Obama doesn't get more credit in large part because his biggest accomplishment was in preventing something from happening: another Great Depression.

"General Motors is alive and bin Laden is dead" was a bumper sticker and a campaign slogan ­— but it is true.

The U.S. economy was in terrible shape when Obama took office, and the auto industry was on the point of collapse. Obama could have let General Motors and Chrysler crash into uncushioned bankruptcies, as many GOP senators were demanding in early 2009.

That probably would have taken Ford Motor Co. with them, since many suppliers all three depend upon would have been destroyed. That would have also destroyed something else: our economy.

Researchers at the nonprofit Center for Automotive Research in Ann Arbor told me at the time that between 1 and 3 million jobs would have been eliminated.

Guess which region would have suffered most? Obama did not do that. Instead, he pumped billions into what was called a "bailout" of the automakers, guided General Motors through a "soft bankruptcy," and insisted on firing GM's intellectually fossilized leadership.

Chrysler was pushed into the arms of Fiat. The vast majority of the bailout money was paid back to Washington, and all the automakers are thriving and making billions.

Likewise, the national economy. Obama's enemies screamed when his federal budget deficits soared, though they said little when it reached $1 trillion in the last hapless year of George W. Bush.

Obama knew the basic Keynesian principle: Massive deficit spending was necessary to keep the economy from totally crashing. For four years, the annual federal deficit was way more than a trillion every year. Conservatives were apoplectic.

But what the president did, worked.

We did not lurch into a repeat of the 1930s, when Detroit unemployment was more than 40 percent, and people slept in parks and boiled dandelion greens.

Probably no president, not even Bill Clinton, ever had to endure the level of nastiness, much of it racial, leveled at Obama. No other president has had the leaders of the opposition party openly declare at the start of his term that their mission was to thwart him and destroy his presidency.

Through it all, he stayed focused and nearly unflappable. Only one Democratic president has gotten a majority of the national popular vote — twice — since 1944: Barack Obama.

His party lost the House in 2010 and both houses of Congress four years later, but he kept at it. He cried when it was proper for a real man to cry, at the massacre, say, of all those little children in Newtown, and showed but controlled his rage and contempt at the power of the gun fanatics lobby.

But he never totally lost his cool, or gave up fighting — or pushing us to be better. You saw that on May 7, when he addressed the graduation class at Howard University, the nation's best-known traditionally black college.

He congratulated them, yes, and noted how far African-Americans as a people have come in the space of a lifetime. But he was about more than feel-good stuff.

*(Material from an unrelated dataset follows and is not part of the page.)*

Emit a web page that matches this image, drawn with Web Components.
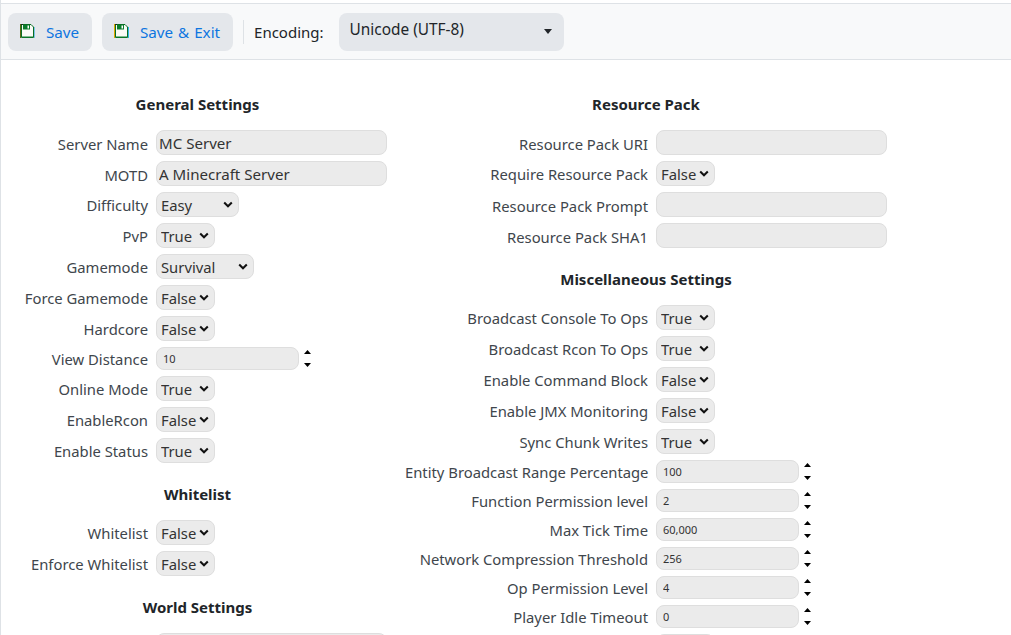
<!DOCTYPE html>
<html dir="ltr" lang="en">
<head>
<meta charset="utf-8" />
<title>Server Settings</title>
<style>
  html, body { margin: 0; height: 100%; overflow: hidden; background: #fff; }
  body { font-family: "Noto Sans", sans-serif; font-size: 14.8px; color: #212529; border-left: 1px solid #dee2e6; }
  .cols { display: flex; gap: 18px; padding: 34px 0 0 7px; }
</style>

<template id="tool-button-template">
  <style>
    :host { display: inline-block; }
    button {
      display: flex; align-items: center; gap: var(--icon-gap, 10px);
      height: 38px; padding: 0 13px 0 12px;
      border: 0; border-radius: 8px;
      background: #e4e7eb; color: #0d75e0;
      font: inherit; font-size: 15.200px; word-spacing: var(--word-gap, 0); cursor: pointer;
    }
    svg { display: block; width: 15px; height: 15px; }
  </style>
  <button>
    <svg viewBox="0 0 15 15">
      <path d="M0 0h1v14H0z" fill="var(--fringe-left, #5a6a10)"/>
      <path d="M14 3h1v11h-1z" fill="var(--fringe-right, #7cc4e8)"/>
      <path d="M1.500.5h9.500l2.500 2.500v10.500h-12z" fill="#fbfbf6" stroke="#0b6e24"/>
      <path d="M1 0h2v1H1z" fill="#16301c"/>
      <path d="M3 1h7v4.500H3z" fill="#0a7d2c"/>
      <path d="M7.500 1.500h1.500v3H7.500z" fill="#fff"/>
      <path d="M2 12.500h11v1H2z" fill="#0a7d2c"/>
    </svg>
    <slot></slot>
  </button>
</template>

<template id="encoding-select-template">
  <style>
    :host { display: inline-block; position: relative; }
    select {
      display: block; appearance: none; width: 225px; height: 38px;
      padding: 0 11px 4px; border: 0; border-radius: 8px;
      background: #e4e7eb; color: #212529; font: inherit; font-size: 15.400px;
    }
    svg { position: absolute; right: 12px; top: 16px; width: 8px; height: 5px; pointer-events: none; }
  </style>
  <select><option>Unicode (UTF-8)</option></select>
  <svg viewBox="0 0 8 5"><path d="M0 0h8L4 5z" fill="#212529"/></svg>
</template>

<template id="app-toolbar-template">
  <style>
    :host {
      display: flex; align-items: center; gap: 10px;
      height: 55px; padding: 0 7px;
      margin-top: 3px;
      background: #f8f9fa;
      border-top: 1px solid #dee2e6; border-bottom: 1px solid #dee2e6;
    }
  </style>
  <slot></slot>
</template>

<template id="tool-divider-template">
  <style>
    :host { display: block; width: 1px; height: 24px; background: #dee2e6; }
  </style>
</template>

<template id="tool-label-template">
  <style>
    :host { display: block; margin-right: 5px; color: #212529; font-size: 15px; }
  </style>
  <slot></slot>
</template>

<template id="settings-column-template">
  <style>
    :host { display: block; flex: none; }
  </style>
  <slot></slot>
</template>

<template id="settings-section-template">
  <style>
    :host { display: block; margin-bottom: 21px; }
    h2 {
      margin: 0 0 16px; font-size: 15px; line-height: 20px; font-weight: 700;
      text-align: center; color: #212529;
    }
    .rows { display: grid; row-gap: 6px; }
  </style>
  <h2></h2>
  <div class="rows"><slot></slot></div>
</template>

<template id="setting-row-template">
  <style>
    :host { display: flex; align-items: center; gap: 8px; color: #40464c; }
    label { flex: none; width: var(--label-width, 140px); text-align: right; white-space: nowrap; }
    :host([type="text"]) label { padding-top: 3px; }
    .field { flex: none; height: 25px; box-sizing: border-box; border: 1px solid #dedede; border-radius: 8px; background: #ebebeb; color: #333; font: inherit; }
    input.field { padding: 0 2px; outline: 0; font-size: 15.100px; }
    select.field { appearance: none; padding: 0 0 0 4px; }
    .wrap { position: relative; flex: none; display: block; }
    .chev { position: absolute; right: 6px; top: 9px; width: 10px; height: 7px; pointer-events: none; }
    input.num { height: 23px; font-size: 11px; padding-left: 6px; appearance: textfield; }
    .spin { flex: none; height: 23px; margin-left: -3px; display: flex; flex-direction: column; justify-content: space-between; padding: 3px 0; box-sizing: border-box; }
    .spin svg { display: block; width: 7px; height: 4px; }
  </style>
  <label><slot></slot></label>
</template>

<script>
      class ToolButton extends HTMLElement {
        constructor() {
          super();
          this.attachShadow({mode: 'open'}).appendChild(document.querySelector('#tool-button-template').content.cloneNode(true));
        }
      }

      class EncodingSelect extends HTMLElement {
        constructor() {
          super();
          this.attachShadow({mode: 'open'}).appendChild(document.querySelector('#encoding-select-template').content.cloneNode(true));
        }
      }

      class AppToolbar extends HTMLElement {
        constructor() {
          super();
          this.attachShadow({mode: 'open'}).appendChild(document.querySelector('#app-toolbar-template').content.cloneNode(true));
        }
      }

      class ToolDivider extends HTMLElement {
        constructor() {
          super();
          this.attachShadow({mode: 'open'}).appendChild(document.querySelector('#tool-divider-template').content.cloneNode(true));
        }
      }

      class ToolLabel extends HTMLElement {
        constructor() {
          super();
          this.attachShadow({mode: 'open'}).appendChild(document.querySelector('#tool-label-template').content.cloneNode(true));
        }
      }

      class SettingsColumn extends HTMLElement {
        constructor() {
          super();
          this.attachShadow({mode: 'open'}).appendChild(document.querySelector('#settings-column-template').content.cloneNode(true));
        }
      }

      class SettingsSection extends HTMLElement {
        constructor() {
          super();
          this.attachShadow({mode: 'open'}).appendChild(document.querySelector('#settings-section-template').content.cloneNode(true));
        }
        connectedCallback() {
          this.shadowRoot.querySelector('h2').textContent = this.getAttribute('heading');
        }
      }

      // One label + control line. type is text, select or number.
      class SettingRow extends HTMLElement {
        constructor() {
          super();
          this.attachShadow({mode: 'open'}).appendChild(document.querySelector('#setting-row-template').content.cloneNode(true));
        }
        connectedCallback() {
          const type = this.getAttribute('type');
          const value = this.getAttribute('value') || '';
          const root = this.shadowRoot;
          if (type === 'select') {
            const wrap = document.createElement('span');
            wrap.className = 'wrap';
            const select = document.createElement('select');
            select.className = 'field';
            select.style.width = (this.getAttribute('width') || 59) + 'px';
            select.innerHTML = '<option>' + value + '</option>';
            wrap.appendChild(select);
            wrap.insertAdjacentHTML('beforeend', '<svg class="chev" viewBox="0 0 10 7"><path d="M1.200 1.500 5 5.300l3.800-3.800" fill="none" stroke="#111" stroke-width="2"/></svg>');
            root.appendChild(wrap);
          } else if (type === 'number') {
            const input = document.createElement('input');
            input.className = 'field num';
            input.value = value;
            input.style.width = '143px';
            root.appendChild(input);
            root.appendChild(document.createRange().createContextualFragment(
              '<div class="spin"><svg viewBox="0 0 8 4" preserveAspectRatio="none"><path d="M0 4h8L4 0z"/></svg><svg viewBox="0 0 8 4" preserveAspectRatio="none"><path d="M0 0h8L4 4z"/></svg></div>'));
          } else {
            const input = document.createElement('input');
            input.className = 'field';
            input.value = value;
            input.style.width = '231px';
            root.appendChild(input);
          }
        }
      }

      customElements.define('tool-button', ToolButton);
      customElements.define('encoding-select', EncodingSelect);
      customElements.define('app-toolbar', AppToolbar);
      customElements.define('tool-divider', ToolDivider);
      customElements.define('tool-label', ToolLabel);
      customElements.define('settings-column', SettingsColumn);
      customElements.define('settings-section', SettingsSection);
      customElements.define('setting-row', SettingRow);
</script>
</head>
<body>
  <app-toolbar>
    <tool-button style="--icon-gap:11px;width:84px">Save</tool-button>
    <tool-button style="--word-gap:1px;--icon-gap:11px;--fringe-left:#e0a800;--fringe-right:#33b5e5">Save &amp; Exit</tool-button>
    <tool-divider></tool-divider>
    <tool-label>Encoding:</tool-label>
    <encoding-select></encoding-select>
  </app-toolbar>

  <div class="cols">
    <settings-column style="--label-width:140px">
      <settings-section heading="General Settings">
        <setting-row type="text" value="MC Server">Server Name</setting-row>
        <setting-row type="text" value="A Minecraft Server">MOTD</setting-row>
        <setting-row type="select" value="Easy" width="83">Difficulty</setting-row>
        <setting-row type="select" value="True">PvP</setting-row>
        <setting-row type="select" value="Survival" width="98">Gamemode</setting-row>
        <setting-row type="select" value="False">Force Gamemode</setting-row>
        <setting-row type="select" value="False">Hardcore</setting-row>
        <setting-row type="number" value="10">View Distance</setting-row>
        <setting-row type="select" value="True">Online Mode</setting-row>
        <setting-row type="select" value="False">EnableRcon</setting-row>
        <setting-row type="select" value="True">Enable Status</setting-row>
      </settings-section>
      <settings-section heading="Whitelist">
        <setting-row type="select" value="False">Whitelist</setting-row>
        <setting-row type="select" value="False">Enforce Whitelist</setting-row>
      </settings-section>
      <settings-section heading="World Settings">
        <setting-row type="text"></setting-row>
      </settings-section>
    </settings-column>

    <settings-column style="--label-width:243px">
      <settings-section heading="Resource Pack">
        <setting-row type="text">Resource Pack URI</setting-row>
        <setting-row type="select" value="False">Require Resource Pack</setting-row>
        <setting-row type="text">Resource Pack Prompt</setting-row>
        <setting-row type="text">Resource Pack SHA1</setting-row>
      </settings-section>
      <settings-section heading="Miscellaneous Settings">
        <setting-row type="select" value="True">Broadcast Console To Ops</setting-row>
        <setting-row type="select" value="True">Broadcast Rcon To Ops</setting-row>
        <setting-row type="select" value="False">Enable Command Block</setting-row>
        <setting-row type="select" value="False">Enable JMX Monitoring</setting-row>
        <setting-row type="select" value="True">Sync Chunk Writes</setting-row>
        <setting-row type="number" value="100">Entity Broadcast Range Percentage</setting-row>
        <setting-row type="number" value="2">Function Permission level</setting-row>
        <setting-row type="number" value="60,000">Max Tick Time</setting-row>
        <setting-row type="number" value="256">Network Compression Threshold</setting-row>
        <setting-row type="number" value="4">Op Permission Level</setting-row>
        <setting-row type="number" value="0">Player Idle Timeout</setting-row>
        <setting-row type="select" value="True"></setting-row>
      </settings-section>
    </settings-column>
  </div>
</body>
</html>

He told them they owed it to themselves to make a difference, and said firmly, "and your plan better include voting, not just some of the time, but all the time."

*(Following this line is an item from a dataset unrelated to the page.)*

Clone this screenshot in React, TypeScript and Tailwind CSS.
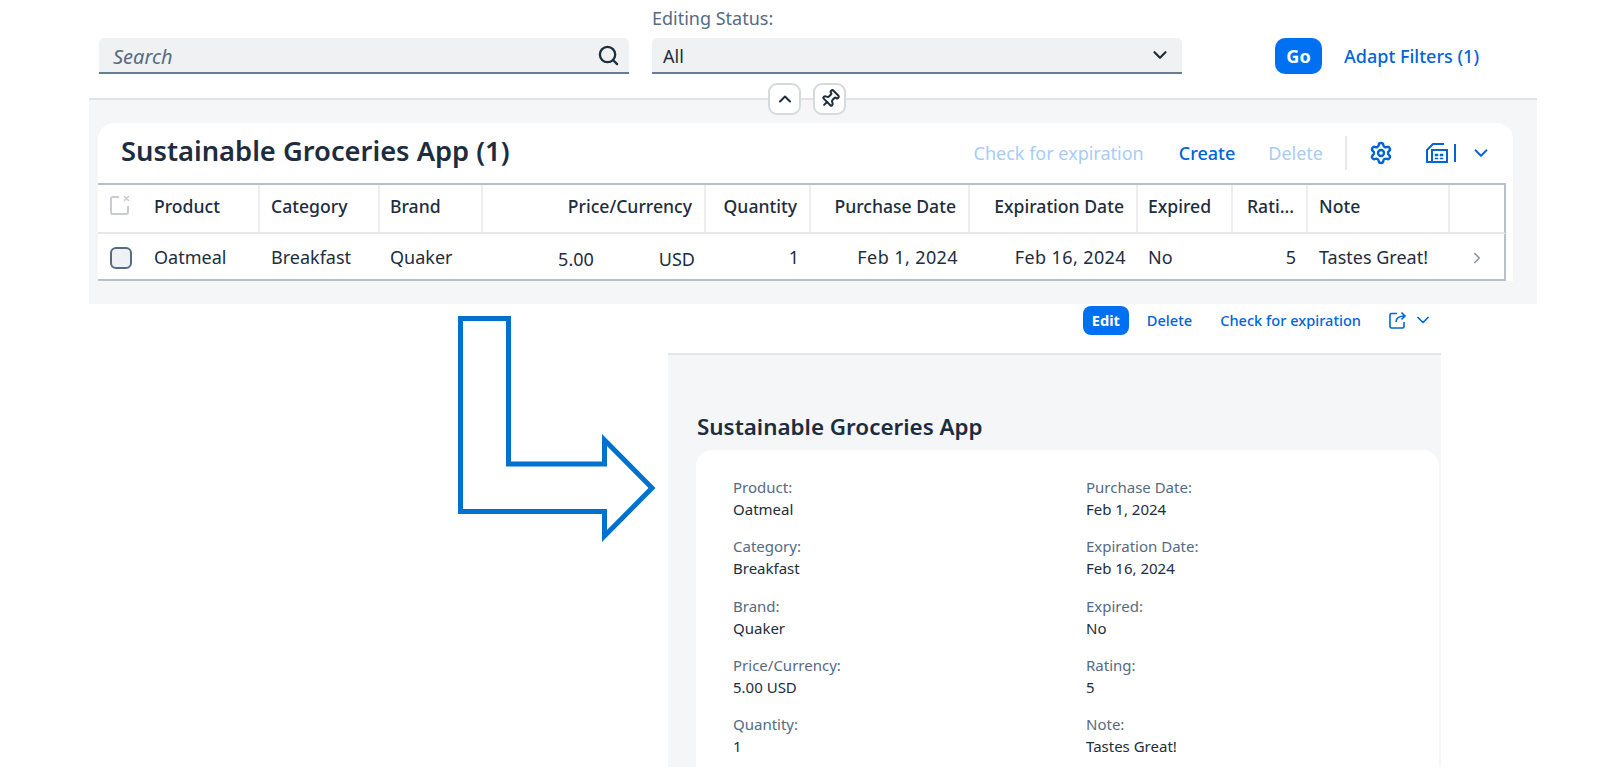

And yes, there are still too many barriers, he admitted. But that was no excuse; he said, suddenly sounding stern. "You don't have to risk your life to cast a ballot. Other people did that for you. You got to vote all the time, not just when it is cool."

He knew what they may not have known; that had black turnout matched that of whites in 2000, George W. Bush would today just be a half-forgotten political footnote.

He knew black folks turned out in huge numbers when he was on the ballot — and then faded away when he wasn't. That fewer than 1 in 3 blacks voted two years ago — and fewer than 1 in 5 young people — "that would be you" — did.

"You don't think that made a difference in terms of the Congress I've got to deal with?" he told them.

"When people are wondering, 'Well, how come Obama hasn't gotten this done? How come he didn't get that done?' You don't think that made a difference?"

Finally, he told the graduating students, "You know what? Just vote. It's not that complicated."

Well, except sometimes ... it is.

The day before he spoke, I had lunch with a state representative from Detroit named Leslie Love.

She's a woman in her mid-40s, with a background in both theater and human resources. I asked her why so many African-Americans don't vote. Love is perhaps a bit closer to the street than the president. She told me that for some, the ballot can be confusing.

She said many are too proud to ask for help, and so they don't vote at all. Add the fact that there's no early voting in Michigan, too few polling places in inner city areas, false rumors about the police waiting at the polls to serve warrants ... all the rest of it.

The president was right: Everyone needs to vote, and it is easier for some than it once was.

But for too many, voting is still not easy enough.